On the other hand, I was terrified to go home. How could they let us take the baby home? It was crazy; it should have been illegal.
“When do we have to bring him back?” I asked the nurses.
“Two weeks.”
This was criminal, indeed. Didn’t they know our ignorance and incompetence could kill him a thousand times in two weeks?
“Is there a number we can call if we have questions?” I glanced longingly at my bedside call button. “There are so many things we don’t know.”
They took pity on me and copied the direct line to the nurses’ station onto a scrap of paper. All the way home my fingers kept burrowing into my pocket to make sure it was still there.
It rained in Beijing that day. Shrieking, crashing rain; monsoon rain in a city hot as an oven. Water pooled at the floor of the city, forced
people from flooded homes and swamped the subway tracks. The city was drowning that day, but I hardly noticed. No hurricane, no plague, could have turned the streets more hostile than they already looked to me. Even the light was stabbing at us, everything moved and cawed and flashed, and how could I protect this baby? I hadn’t slept in a week and I was out of my mind.
I sat in the hospital lobby holding Max in my arms while Tom hunted outside for a taxi. The doors were propped open, and the room sang softly with summer downpour. Industrial lights blazed and sweated. I couldn’t believe there was still a world beyond the hospital walls.
On the opposite sofa perched a trio of blasé British club kids, students probably, two boys and a girl. I stared at them, and they looked back at me absentmindedly. We might have been watching one another on TV.
They looked at Max, and one of the boys said to the girl, “Actually I quite like babies.”
“Do you want kids then?” She picked with exquisite fingers at her lower lip.
“Yeah?”
I sat regarding them as they muttered and moved. Beautiful twining creatures who spoke softly and smelled of tobacco and skin creams, they were emissaries from a world devoid of everything the baby and I had just undergone. People, real people, to whom babies were nothing but a passing whim. For a minute they distracted me from the terror that I would drop the baby, he would stop breathing, the rain would never cease, it would carry his father away.
Tom was back, flustered and sweating. “Let’s go.”

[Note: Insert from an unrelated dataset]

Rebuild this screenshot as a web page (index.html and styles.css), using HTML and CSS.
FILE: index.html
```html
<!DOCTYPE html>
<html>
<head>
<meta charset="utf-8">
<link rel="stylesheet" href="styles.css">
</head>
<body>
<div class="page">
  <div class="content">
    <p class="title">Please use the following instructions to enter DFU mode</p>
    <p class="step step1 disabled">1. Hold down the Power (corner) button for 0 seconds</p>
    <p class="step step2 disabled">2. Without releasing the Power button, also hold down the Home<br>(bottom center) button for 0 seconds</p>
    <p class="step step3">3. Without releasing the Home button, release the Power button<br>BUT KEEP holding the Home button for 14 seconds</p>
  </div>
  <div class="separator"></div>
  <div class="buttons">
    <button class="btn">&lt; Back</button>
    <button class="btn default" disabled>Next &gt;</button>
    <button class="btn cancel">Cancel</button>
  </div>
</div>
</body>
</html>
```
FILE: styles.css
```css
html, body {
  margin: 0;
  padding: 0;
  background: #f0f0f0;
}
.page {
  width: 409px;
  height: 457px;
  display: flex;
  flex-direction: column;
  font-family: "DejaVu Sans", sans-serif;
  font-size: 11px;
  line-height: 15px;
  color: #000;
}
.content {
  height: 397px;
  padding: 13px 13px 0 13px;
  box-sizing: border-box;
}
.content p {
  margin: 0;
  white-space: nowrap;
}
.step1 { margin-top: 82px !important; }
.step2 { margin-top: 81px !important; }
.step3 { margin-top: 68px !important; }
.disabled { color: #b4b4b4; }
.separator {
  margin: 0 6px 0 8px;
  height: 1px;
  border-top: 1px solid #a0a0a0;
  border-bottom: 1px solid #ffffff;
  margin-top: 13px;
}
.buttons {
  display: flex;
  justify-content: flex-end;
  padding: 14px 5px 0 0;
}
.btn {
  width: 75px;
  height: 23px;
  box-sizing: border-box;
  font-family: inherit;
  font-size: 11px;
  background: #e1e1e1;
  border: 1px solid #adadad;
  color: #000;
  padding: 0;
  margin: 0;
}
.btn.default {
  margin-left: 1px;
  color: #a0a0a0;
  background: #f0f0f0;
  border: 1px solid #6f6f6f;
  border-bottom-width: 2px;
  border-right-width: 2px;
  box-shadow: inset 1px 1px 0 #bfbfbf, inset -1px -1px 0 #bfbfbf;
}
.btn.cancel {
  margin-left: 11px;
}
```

The baby was light and disorganized as chicken bones in my hands. He thrashed in his car seat and howled with fresh indignation when the wet air touched his face. Tires shushed and neon gleamed through the storm’s unnatural dark in the month of light. The smell of rain seeped in through the cracks of the taxi; cold air huffed from vents. The baby was hysterical, and I had my face in his, whispering nonsense. This is rain, this is weather, this is China, this is the world. It was the first of countless times I would speak to my children and feel Tom listening, trying not to wonder, not to care, how I sounded to this man I had married. We are all together in the world, and this is how it will be, and have you ever seen anything so good as rain? It goes on the fields and makes food grow.